The mismatch is not abstract. The World Economic Forum’s Future of Jobs Report 2025 finds analytical thinking to be the single most sought-after skill, named essential by seven in ten employers — followed immediately by resilience, flexibility and creative thinking. India’s own data tells the same story from the other end. Successive India Skills Reports, which assess lakhs of graduates each year, have found only about half to be readily employable — and the shortfall is consistently less about subject knowledge than about communication, problem-solving and the ability to apply what one knows. Students can clear the examinations and still arrive at the workplace missing precisely the skills those examinations never measured.
The remedy is not difficult Experiential and project-based learning — where students build, test and defend something real — turns knowledge from a thing to be retrieved into a thing to be used. Consider a brief that asks middle-schoolers to design a foldable, low-cost house that could be assembled quickly to ease the shortage of affordable homes. The content is rigorous, but it is learned in the act of doing.
Cognitive scientists call the productive struggle this involves a desirable difficulty — harder in the moment, but far stickier over time.
None of this argues for abolishing examinations. Assessment measures something real, and rigour matters. The argument is narrower: a system that measures only outcomes will keep producing excellent test-takers while under-investing in learners — and the gap shows up precisely where it counts, in the years after school ends.

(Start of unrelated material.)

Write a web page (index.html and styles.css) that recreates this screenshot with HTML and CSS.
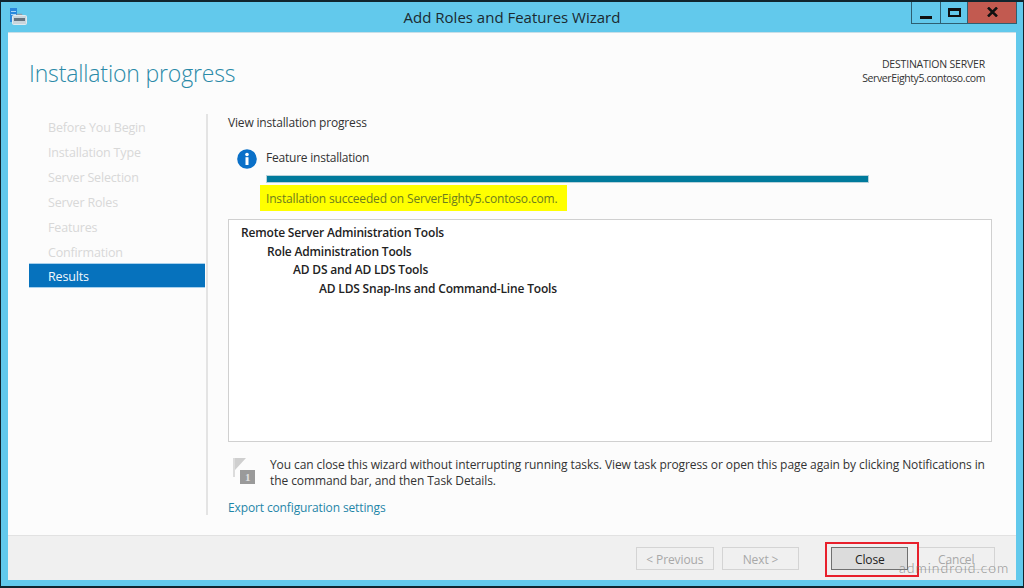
FILE: index.html
```html
<!DOCTYPE html>
<html lang="en">
<head>
<meta charset="utf-8">
<title>Add Roles and Features Wizard</title>
<link rel="stylesheet" href="styles.css">
</head>
<body>
<div class="window">
  <header class="titlebar">
    <svg class="app-icon" width="18" height="18" viewBox="0 0 18 18">
      <rect x="0" y="0" width="7" height="14" fill="#2a88dc"/>
      <rect x="1" y="3" width="5" height="1" fill="#a9d5f5"/>
      <rect x="1" y="6" width="5" height="1" fill="#a9d5f5"/>
      <path d="M7.500 7.500V6.500h4v1" fill="none" stroke="#8e9ca6" stroke-width="1.500"/>
      <rect x="2.500" y="7.500" width="14" height="9" rx="1" fill="#c9d5dc" stroke="#e2eaee" stroke-width="1"/>
      <rect x="4" y="10" width="11" height="3" fill="#64737f"/>
    </svg>
    <div class="title">Add Roles and Features Wizard</div>
    <div class="controls">
      <div class="ctl ctl-min"><span class="glyph-min"></span></div>
      <div class="ctl ctl-max"><span class="glyph-max"></span></div>
      <div class="ctl ctl-close">
        <svg width="11" height="10" viewBox="0 0 11 10"><path d="M1 .5l9 9M10 .5l-9 9" stroke="#111" stroke-width="2.500" fill="none"/></svg>
      </div>
    </div>
  </header>
  <div class="client">
    <div class="head">
      <h1 class="page-title">Installation progress</h1>
      <div class="dest">
        <div>DESTINATION SERVER</div>
        <div class="dest-name">ServerEighty5.contoso.com</div>
      </div>
    </div>
    <div class="body">
      <nav class="steps">
        <div class="step">Before You Begin</div>
        <div class="step">Installation Type</div>
        <div class="step">Server Selection</div>
        <div class="step">Server Roles</div>
        <div class="step">Features</div>
        <div class="step">Confirmation</div>
        <div class="step step-active">Results</div>
      </nav>
      <main class="pane">
        <div class="view-label">View installation progress</div>
        <div class="feature">
          <svg class="info" width="20" height="20" viewBox="0 0 20 20">
            <circle cx="10" cy="10" r="9.800" fill="#0a70c8"/>
            <circle cx="10" cy="5.500" r="1.800" fill="#fff"/>
            <rect x="8.500" y="8.200" width="3" height="7.800" fill="#fff"/>
          </svg>
          <div class="feature-main">
            <div class="feature-name">Feature installation</div>
            <div class="bar"></div>
            <div class="success">Installation succeeded on ServerEighty5.contoso.com.</div>
          </div>
        </div>
        <div class="results">
          <div class="row lvl0">Remote Server Administration Tools</div>
          <div class="row lvl1">Role Administration Tools</div>
          <div class="row lvl2">AD DS and AD LDS Tools</div>
          <div class="row lvl3">AD LDS Snap-Ins and Command-Line Tools</div>
        </div>
        <div class="notice">
          <svg class="flag" width="24" height="27" viewBox="0 0 24 27">
            <path d="M1 0h2v19H1z" fill="#dcdcdc"/>
            <path d="M3 0h11L3 12z" fill="#cfcfcf"/>
            <rect x="8" y="12" width="15" height="14" fill="#9a9a9a"/>
          </svg>
          <span class="flag-num">1</span>
          <p class="notice-text">You can close this wizard without interrupting running tasks. View task progress or open this page again by clicking Notifications in the command bar, and then Task Details.</p>
        </div>
        <a class="export">Export configuration settings</a>
      </main>
    </div>
    <footer class="footer">
      <button class="btn btn-off">&lt; Previous</button>
      <button class="btn btn-off btn-next">Next &gt;</button>
      <span class="close-mark"><button class="btn btn-close">Close</button></span>
      <button class="btn btn-off">Cancel</button>
    </footer>
  </div>
  <div class="watermark">admindroid.com</div>
</div>
</body>
</html>
```
FILE: styles.css
```css
* { box-sizing: border-box; }
html, body { margin: 0; padding: 0; }
body { width: 1024px; height: 588px; overflow: hidden; font-family: "Open Sans", "Noto Sans", sans-serif; background: #62c9ec; }
.window { position: relative; width: 1024px; height: 588px; background: #62c9ec; border: 1px solid #10252e; border-width: 2px 1px 2px 1px; display: flex; flex-direction: column; padding: 0 7px 6px 7px; }
.titlebar { height: 30px; flex: none; display: flex; align-items: flex-start; position: relative; }
.app-icon { margin: 6px 0 0 2px; }
.title { position: absolute; left: 0; right: 0; top: 5px; text-align: center; font-size: 15px; color: #1c2a30; }
.controls { margin-left: auto; margin-right: -1px; display: flex; height: 22px; border: 1px solid #2d5f72; border-top: none; position: relative; z-index: 1; width: 106px; }
.ctl { display: flex; align-items: center; justify-content: center; }
.ctl-min { width: 29px; border-right: 1px solid #2d5f72; }
.ctl-max { width: 27px; border-right: 1px solid #2d5f72; }
.ctl-close { flex: 1; background: #c25a50; padding-bottom: 1px; }
.glyph-min { display: block; width: 12px; height: 3px; background: #111; margin-top: 10px; }
.glyph-max { display: block; width: 13px; height: 9px; border: 2px solid #111; border-top-width: 3px; margin-top: -1px; }
.client { flex: 1; background: #fcfcfc; display: flex; flex-direction: column; border-top: 1px solid #c8dfe8; min-height: 0; }
.head { height: 81px; flex: none; padding: 0 31px 0 21px; display: flex; justify-content: space-between; }
.page-title { margin: 24px 0 0; font-size: 23px; font-weight: 300; color: #2a8aa8; letter-spacing: -0.15px; line-height: 33px; }
.dest { margin-top: 24px; text-align: right; font-size: 10.5px; line-height: 14px; color: #333; letter-spacing: -0.2px; }
.dest-name { letter-spacing: -0.4px; }
.body { flex: 1; display: flex; min-height: 0; }
.steps { width: 198px; flex: none; padding-left: 21px; padding-top: 1px; }
.step { height: 25px; width: 176px; font-size: 12.5px; line-height: 25px; padding-left: 19px; color: #d8d8d8; letter-spacing: -0.17px; }
.step-active { margin-top: -2px; background: #0672bd; color: #f2f8fc; border-top: 1px solid #a8d0ec; border-bottom: 1px solid #a8d0ec; }
.pane { flex: 1; border-left: 2px solid #e4e4e4; height: 401px; margin-bottom: 20px; padding-left: 20px; padding-right: 24px; display: flex; flex-direction: column; }
.view-label { font-size: 12px; line-height: 16px; color: #333; letter-spacing: -0.17px; margin-top: 1px; }
.feature { display: flex; margin-top: 19px; margin-left: 9px; }
.info { flex: none; margin-top: -1px; }
.feature-main { margin-left: 9px; }
.feature-name { font-size: 12px; line-height: 16px; color: #333; letter-spacing: -0.22px; }
.bar { width: 603px; height: 8px; margin-top: 9px; background: #007a9c; border: 1px solid #b8d2da; }
.success { background: #ffff00; margin-left: -6px; width: 307px; height: 26px; padding: 1px 0 0 6px; font-size: 12px; line-height: 26px; color: #6d7d1f; letter-spacing: -0.17px; margin-top: 2px; }
.results { height: 223px; flex: none; margin-top: 8px; border: 1px solid #d0d0d0; background: #fff; padding-top: 4px; }
.row { font-size: 12px; font-weight: 600; line-height: 18.700px; color: #222; letter-spacing: -0.18px; }
.lvl0 { padding-left: 12px; }
.lvl1 { padding-left: 38px; }
.lvl2 { padding-left: 64px; }
.lvl3 { padding-left: 90px; }
.notice { position: relative; display: flex; margin-top: 15px; }
.flag { flex: none; margin-left: 4px; margin-top: 1px; }
.flag-num { position: absolute; left: 17px; top: 14px; font-size: 11px; line-height: 12px; color: #e0e0e0; font-weight: 700; font-family: "Liberation Serif", serif; }
.notice-text { margin: 0 0 0 14px; font-size: 12px; line-height: 16px; color: #333; letter-spacing: -0.09px; }
.export { font-size: 12px; line-height: 16px; color: #1f86a8; letter-spacing: -0.13px; margin-top: 11px; }
.footer { flex: none; height: 45px; background: #f0f0f0; border-top: 1px solid #e2e2e2; display: flex; align-items: flex-start; padding: 11px 21px 0 628px; }
.btn { width: 78px; height: 23px; font: inherit; font-size: 12px; padding: 1px 0 0; letter-spacing: -0.1px; background: #f0f0f0; }
.btn-off { border: 1px solid #d4d4d4; color: #a8a8a8; }
.btn-next { margin-left: 8px; }
.close-mark { position: relative; margin-left: 32px; margin-right: 9px; display: block; }
.close-mark::after { content: ""; position: absolute; left: -6px; top: -5px; width: 90px; height: 31px; border: 2px solid #e8202c; pointer-events: none; }
.btn-close { display: block; width: 77px; border: 1px solid #707070; background: #dcdcdc; color: #222; }
.watermark { position: absolute; left: 898px; top: 556px; font-family: "Lato", sans-serif; font-weight: 300; font-size: 14px; line-height: 20px; color: #808080; letter-spacing: 1px; opacity: 0.85; }
```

India has, on paper, already chosen the other path. The National Education Policy 2020 calls explicitly for a move away from rote memorisation toward conceptual understanding, critical thinking and experiential learning. Yet the day-to-day machinery of schooling — timetables, coaching, the social weight of the board result — remains organised around the examination. Resilient learners and good test-takers were never enemies. But if we are honest about which one we have spent decades optimising for, we already know which one now needs our attention.
(The views expressed are personal)
This article is authored by Akshay Jain, director of projects (Academic), Kruu.